A Women’s Collective of licensed kimono makers in Tohoku, Japan
In 2021 in Sonoma, California, Maki was inspired to create her own brand “Kamiko.” As founder and designer, she brought together a Women’s Collective of licensed kimono makers in the Tohoku region of Japan, who were trained by her mother, Tsuyo. Her vision is to put a contemporary spin on kimono traditions, creating designs that can be incorporated into everyday use. Tsuyo’s mastery of traditional techniques and Maki’s creativity combine to create contemporary garments and more that preserve the traditions of kimono-making. Using recycled antique kimono silk, and natural cottons and linens, fabric dying is an integral part of the process. The pair use a variety of colors ranging from muted grays to precious indigos to fiery reds. For indigo, they send cloth to be specially dyed in Japan. Once the fabric is dyed, it can be embellished with traditional styles of embroidery such as sashiko or kogin or the fabric can even be hand painted.
After the 2011 earthquake and tsunami devastated part of their home region, This mother and daughter team collaborated with seamstresses and embroiderers in the Tohoku region of Japan. They initiated the Senninbari Project (Senninbari meaning “Thousand Person Stitches”). Maki and Tsuyo created this project to bring together women who had lost everything and teach them sewing skills so they could have a source of income, but even more importantly a connection with others.
Maki Aizawa is committed to preserve a sewing tradition that is being lost and to honor and celebrate the specialized hand skills and techniques of this tradition. She wants to share the philosophy of minimizing waste and creating objects of enduring value that is embodied in the kimono making tradition. The Japanese believe that a garment sewn by many people becomes an amulet, protecting the wearer from danger and enclosing them in prayers.

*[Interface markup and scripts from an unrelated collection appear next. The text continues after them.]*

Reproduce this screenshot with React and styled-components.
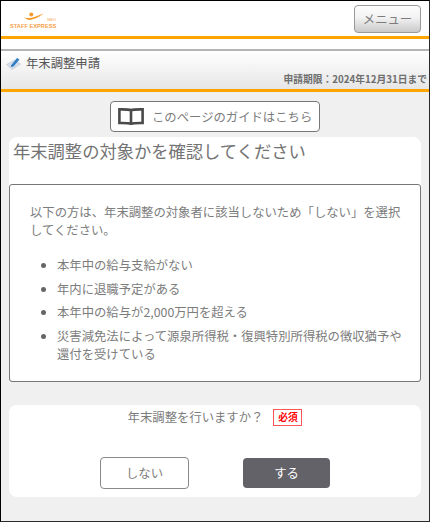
import styled, { createGlobalStyle } from "styled-components"

const GlobalStyle = createGlobalStyle`
  html, body {
    margin: 0;
    padding: 0;
    background: #f0f0f0;
  }
  * {
    box-sizing: border-box;
  }
`

const Frame = styled.div`
  width: 430px;
  height: 522px;
  overflow: hidden;
  display: flex;
  flex-direction: column;
  background: #f0f0f0;
  border: 1px solid #2a2a2a;
  border-top-color: #000;
  border-left-color: #000;
  font-family: "Noto Sans CJK JP", "Noto Sans", sans-serif;
  color: #7c7c7c;
`

const TopBar = styled.header`
  flex: none;
  height: 38px;
  display: flex;
  justify-content: space-between;
  padding: 4px 8px 0 9px;
  background: #fff;
  border-bottom: 3px solid #ffa500;
`

const Logo = styled.div`
  position: relative;
  width: 47px;
  height: 22px;
  margin-top: 7px;
`

const LogoMark = styled.svg`
  display: block;
  margin-left: 14px;
  width: 20px;
  height: 10px;
`

const LogoName = styled.div`
  margin-top: 1px;
  font-family: "Liberation Sans", Arial, sans-serif;
  font-size: 5.7px;
  line-height: 6px;
  font-weight: 700;
  color: #f5a04a;
  white-space: nowrap;
`

const LogoNeo = styled.span`
  position: absolute;
  right: 1px;
  top: 6px;
  font-family: "Liberation Sans", Arial, sans-serif;
  font-size: 4px;
  line-height: 4px;
  color: #f5a04a;
`

const MenuButton = styled.button`
  width: 67px;
  height: 28px;
  padding: 0;
  font-family: inherit;
  font-size: 12.35px;
  color: #7c7c7c;
  background: linear-gradient(#fdfdfd 0%, #f2f2f2 45%, #c9c9c9 100%);
  border: 1px solid #9a9a9a;
  border-radius: 4px;
`

const Gap = styled.div`
  flex: none;
  height: 10px;
  background: #fff;
`

const TitleBar = styled.div`
  flex: none;
  height: 43px;
  display: flex;
  flex-direction: column;
  padding: 3px 2px 0 5px;
  background: linear-gradient(#fff, #e6e6e6);
  border-top: 2px solid #b5b5b5;
  border-bottom: 3px solid #ffa500;
`

const TitleRow = styled.div`
  display: flex;
  align-items: center;
  gap: 5px;
  height: 18px;
`

const PageTitle = styled.h1`
  margin: 0;
  font-size: 12.35px;
  line-height: 18px;
  font-weight: 400;
  color: #555;
`

const Deadline = styled.div`
  font-size: 9.75px;
  line-height: 14px;
  font-weight: 700;
  color: #6e6e6e;
  text-align: right;
  white-space: nowrap;
`

const Main = styled.main`
  flex: 1;
  padding: 9px 8px 0;
`

const GuideButton = styled.button`
  width: 210px;
  height: 31px;
  margin: 0 auto 5px;
  padding: 0 0 0 7px;
  display: flex;
  align-items: center;
  gap: 8px;
  font-family: inherit;
  font-size: 12.35px;
  color: #7c7c7c;
  background: #fff;
  border: 1px solid #777;
  border-radius: 4px;
`

const Card = styled.section`
  background: #fff;
  border-radius: 8px;
`

const Heading = styled.h2`
  margin: 0;
  height: 47px;
  padding: 1px 0 0 4px;
  font-size: 17.3px;
  line-height: 26px;
  font-weight: 400;
  color: #737373;
`

const NoticeBox = styled.div`
  height: 198px;
  padding: 18px 16px 0 20px;
  border: 1px solid #777;
  border-radius: 3px;
  font-size: 12.35px;
  line-height: 18px;
`

const Lead = styled.p`
  margin: 0 0 17px;
`

const Conditions = styled.ul`
  margin: 0;
  padding: 0 0 0 27px;
`

const Condition = styled.li`
  margin-bottom: 5.6px;
  &::marker {
    color: #666;
  }
`

const AnswerCard = styled(Card)`
  height: 92px;
  margin-top: 23px;
  padding-top: 4px;
`

const Question = styled.div`
  display: flex;
  justify-content: center;
  align-items: center;
  gap: 10px;
  height: 17px;
  font-size: 12.35px;
  line-height: 17px;
`

const RequiredBadge = styled.span`
  width: 29px;
  height: 17px;
  font-size: 9.75px;
  line-height: 15px;
  font-weight: 700;
  text-align: center;
  color: #f00;
  background: #fff;
  border: 1px solid #f55;
`

const Choices = styled.div`
  display: flex;
  justify-content: center;
  align-items: center;
  gap: 54px;
  margin-top: 31px;
`

const Choice = styled.button`
  width: ${(p) => (p.$primary ? "87px" : "89px")};
  height: ${(p) => (p.$primary ? "30px" : "32px")};
  padding: 0;
  font-family: inherit;
  font-size: 12.35px;
  color: ${(p) => (p.$primary ? "#fff" : "#7c7c7c")};
  background: ${(p) => (p.$primary ? "#636268" : "#fff")};
  border: ${(p) => (p.$primary ? "none" : "1px solid #888")};
  border-radius: 4px;
`

const conditions = [
  "本年中の給与支給がない",
  "年内に退職予定がある",
  "本年中の給与が2,000万円を超える",
  "災害減免法によって源泉所得税・復興特別所得税の徴収猶予や還付を受けている",
]

const App = () => {
  return (
    <Frame>
      <GlobalStyle />
      <TopBar>
        <Logo>
          <LogoMark viewBox="0 0 22 10">
            <circle cx="8" cy="2.2" r="2.2" fill="#f39a2b" />
            <path d="M0 5.5 C5 10 11 9 22 1 C15 4 10 6 7 6 C4 6 2 6 0 5.5 Z" fill="#f39a2b" />
          </LogoMark>
          <LogoName>STAFF EXPRESS</LogoName>
          <LogoNeo>NEO</LogoNeo>
        </Logo>
        <MenuButton>メニュー</MenuButton>
      </TopBar>
      <Gap />
      <TitleBar>
        <TitleRow>
          <svg width="15" height="14" viewBox="0 0 15 14">
            <path d="M0.5 8.5 L9 4 L14.5 8 L6 13.5 Z" fill="#d5deea" stroke="#b9c4d0" strokeWidth="0.6" />
            <path d="M5 9.5 L11 2 L13.5 3.5 L7.5 10.5 L4.8 11 Z" fill="#2f7fc6" />
          </svg>
          <PageTitle>年末調整申請</PageTitle>
        </TitleRow>
        <Deadline>申請期限：2024年12月31日まで</Deadline>
      </TitleBar>
      <Main>
        <GuideButton>
          <svg width="26" height="17" viewBox="0 0 26 17">
            <path
              d="M13 2.2 C11 1.4 8 1.3 1.4 1.4 V15 C8 14.9 11 15 13 15.8 C15 15 18 14.9 24.6 15 V1.4 C18 1.3 15 1.4 13 2.2 Z M13 2.2 V15.8"
              fill="none"
              stroke="#4a4a4a"
              strokeWidth="2.6"
            />
          </svg>
          このページのガイドはこちら
        </GuideButton>
        <Card>
          <Heading>年末調整の対象かを確認してください</Heading>
          <NoticeBox>
            <Lead>以下の方は、年末調整の対象者に該当しないため「しない」を選択してください。</Lead>
            <Conditions>
              {conditions.map((text) => (
                <Condition key={text}>{text}</Condition>
              ))}
            </Conditions>
          </NoticeBox>
        </Card>
        <AnswerCard>
          <Question>
            年末調整を行いますか？
            <RequiredBadge>必須</RequiredBadge>
          </Question>
          <Choices>
            <Choice>しない</Choice>
            <Choice $primary>する</Choice>
          </Choices>
        </AnswerCard>
      </Main>
    </Frame>
  )
}

export default App
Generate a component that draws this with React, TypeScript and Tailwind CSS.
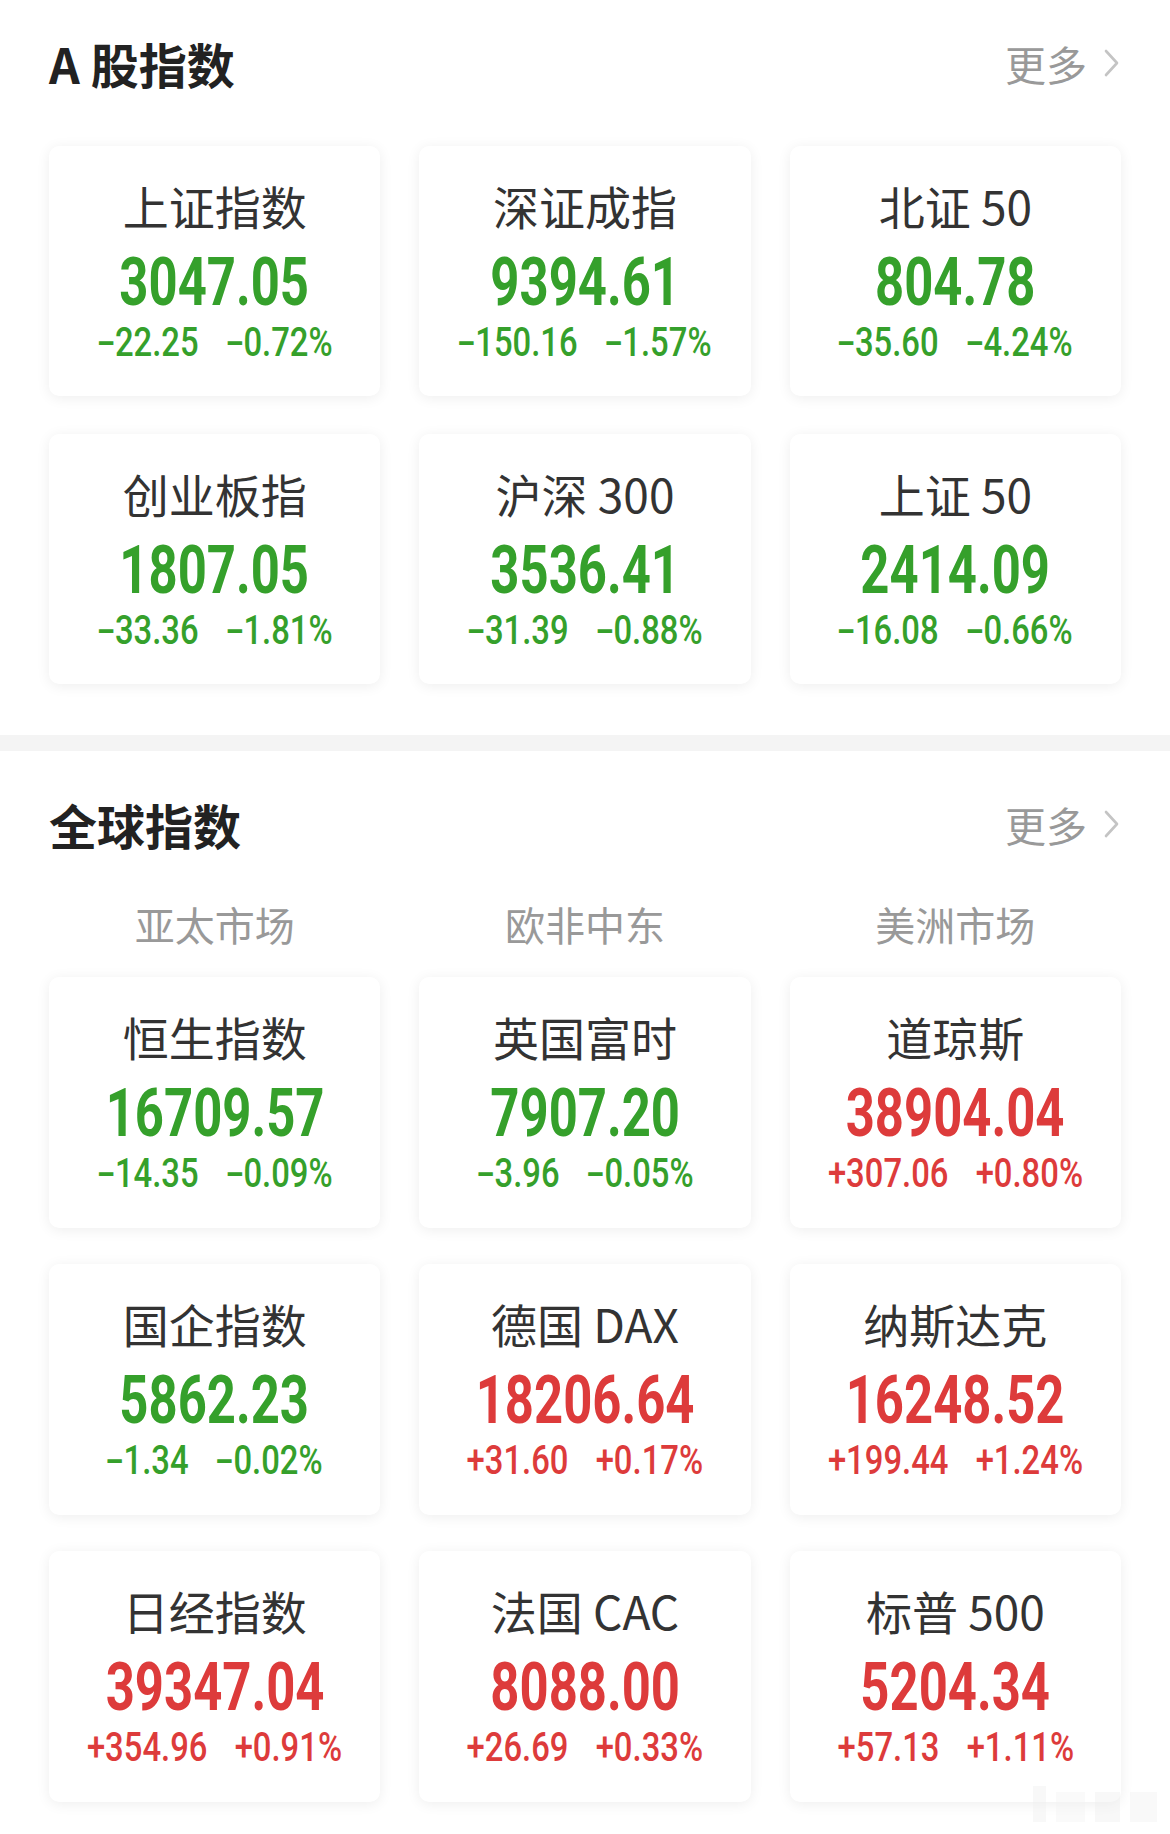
import React from "react";

type Item = { name: string; value: string; change: string; pct: string; up: boolean };

const aShares: Item[] = [
  { name: "上证指数", value: "3047.05", change: "-22.25", pct: "-0.72%", up: false },
  { name: "深证成指", value: "9394.61", change: "-150.16", pct: "-1.57%", up: false },
  { name: "北证 50", value: "804.78", change: "-35.60", pct: "-4.24%", up: false },
  { name: "创业板指", value: "1807.05", change: "-33.36", pct: "-1.81%", up: false },
  { name: "沪深 300", value: "3536.41", change: "-31.39", pct: "-0.88%", up: false },
  { name: "上证 50", value: "2414.09", change: "-16.08", pct: "-0.66%", up: false },
];

const globalIdx: Item[] = [
  { name: "恒生指数", value: "16709.57", change: "-14.35", pct: "-0.09%", up: false },
  { name: "英国富时", value: "7907.20", change: "-3.96", pct: "-0.05%", up: false },
  { name: "道琼斯", value: "38904.04", change: "+307.06", pct: "+0.80%", up: true },
  { name: "国企指数", value: "5862.23", change: "-1.34", pct: "-0.02%", up: false },
  { name: "德国 DAX", value: "18206.64", change: "+31.60", pct: "+0.17%", up: true },
  { name: "纳斯达克", value: "16248.52", change: "+199.44", pct: "+1.24%", up: true },
  { name: "日经指数", value: "39347.04", change: "+354.96", pct: "+0.91%", up: true },
  { name: "法国 CAC", value: "8088.00", change: "+26.69", pct: "+0.33%", up: true },
  { name: "标普 500", value: "5204.34", change: "+57.13", pct: "+1.11%", up: true },
];

function Header({ title }: { title: string }) {
  return (
    <div className="flex h-[56px] items-center justify-between">
      <div className="text-[48px] font-bold leading-none text-[#222222]">{title}</div>
      <div className="flex items-center gap-[16px] pr-[1px]">
        <span className="text-[41px] leading-none text-[#999999]">更多</span>
        <svg width="17" height="30" viewBox="0 0 17 30" fill="none">
          <polyline points="3,3 14,15 3,27" stroke="#c4c4c4" strokeWidth="2.6" strokeLinecap="round" strokeLinejoin="round" />
        </svg>
      </div>
    </div>
  );
}

function Signed({ text }: { text: string }) {
  if (text.startsWith("-")) {
    return (
      <span>
        <span className="mx-[4px] inline-block scale-x-[1.7]">-</span>
        {text.slice(1)}
      </span>
    );
  }
  return <span>{text}</span>;
}

function Card({ item, h }: { item: Item; h: string }) {
  const color = item.up ? "text-[#dd3b3b]" : "text-[#35a02b]";
  return (
    <div className={`flex flex-col items-center rounded-[10px] bg-white pt-[34px] shadow-[0_2px_14px_rgba(0,0,0,0.07)] ${h}`}>
      <div className="h-[50px] whitespace-pre text-[46px] leading-[50px] text-[#333333]">{item.name}</div>
      <div className={`mt-[18px] h-[70px] font-['Roboto'] text-[66px] font-bold leading-[70px] ${color}`}>
        <span className="inline-block scale-x-[0.77]">{item.value}</span>
      </div>
      <div className={`mt-[4px] h-[40px] font-['Roboto'] text-[41px] font-medium leading-[40px] ${color}`}>
        <span className="inline-flex scale-x-[0.8] gap-[34px] whitespace-nowrap">
          <Signed text={item.change} />
          <Signed text={item.pct} />
        </span>
      </div>
    </div>
  );
}

export default function App() {
  return (
    <div className="relative w-[1170px] bg-white font-['Noto_Sans_CJK_SC','Noto_Sans',sans-serif]">
      <section className="px-[49px] pt-[35px] pb-[51px]">
        <Header title="A 股指数" />
        <div className="mt-[55px] grid grid-cols-3 gap-x-[39px] gap-y-[38px]">
          {aShares.map((it) => (
            <Card key={it.name} item={it} h="h-[250px]" />
          ))}
        </div>
      </section>
      <div className="h-[16px] bg-[#f4f4f4]" />
      <section className="px-[49px] pt-[45px] pb-[32px]">
        <Header title="全球指数" />
        <div className="mt-[47px] grid h-[50px] grid-cols-3 gap-x-[39px] text-center text-[40px] leading-[50px] text-[#999999]">
          <div>亚太市场</div>
          <div>欧非中东</div>
          <div>美洲市场</div>
        </div>
        <div className="mt-[28px] grid grid-cols-3 gap-x-[39px] gap-y-[36px]">
          {globalIdx.map((it) => (
            <Card key={it.name} item={it} h="h-[251px]" />
          ))}
        </div>
      </section>
      <div className="pointer-events-none absolute right-[13px] bottom-[12px] flex h-[40px] w-[124px] items-end gap-[10px] opacity-40">
        <div className="h-[36px] w-[14px] bg-[#f0f0f0]" />
        <div className="h-[30px] w-[30px] bg-[#f3f3f3]" />
        <div className="h-[30px] w-[26px] bg-[#eeeeee]" />
        <div className="h-[30px] w-[28px] bg-[#f1f1f1]" />
      </div>
    </div>
  );
}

Paper Garments with Shiroishi Washi – Handmade Mulberry Paper
The art of paper making has been practiced since the Heian period in Japan. Washi, handmade Japanese paper, was called ‘Michinoku-gami’ in the Tohoku region. Shiroishi washi is produced in Shiroishi city in Miyagi Prefecture of Japan. It has been a specialty product of Shiroishi since the Edo period. Mulberry production, papermaking and processing prospered as an industry in Shiroishi, and was actively produced until the Meiji period. There used to be 300 paper making workshops in Shioiri but currently there are none today and it is manufactured only by a group of about 10 local people who want to preserve the paper making tradition.
The raw material is Kozo. There are two types of trees called Kozo in Japan: Paper Mulberry and Kajinoki. Its long soft fibers give strength and durability to paper. It is also used for kamiko (paper cloth). Since 1973, Shiroishi washi has been used for the creating of for the garments worn by the monks in Shuni-e (Omizutori) at Todaiji Temple.
We, as the Women’s Collective of licensed kimono makers in Tohoku, create Shiroishi garments using traditional methods.
Once we sew our garments, we ask Shoichi Chiba in Miyagi Prefecture or BUAISOU in Tokushima Prefecture, (famous for the long history of indigo leaf farming and composting of indigo leaves into sukumo) to dye our garments. The Japanese indigo dye is made with natural ingredients such as indigo leaves, lye, bran, and shell lime.
Shoichi Chiba’s great-grandmother was Chiba Ayano, a designated living national treasure. She grew hemp and indigo. She wove cloth on a manual loom, fermented her own dyes, and dyed the cloth by hand using traditional methods. The Chiba family’s indigo is called “chijimi ai” (indigo) and it is now only grown at the Chiba family’s farm. He makes his indigo vats only a few times a year. For our Women’s Collective, we have 2~3 garments a year from Choichi Chiba’s workshop since he does all the farming, fermenting, and dying by himself. The production is limited and not many of the younger generation want to carry on this tradition in the area. We hope to share his family legacy even though we can only produce a few pieces with this specific kind of indigo.
Different from this is BUAISOU, a group who does all their own processes, which were traditionally divided into separate specializations– from cultivating the raw indigo, fermenting the indigo leaves (Sukumo), dyeing, and designing the products.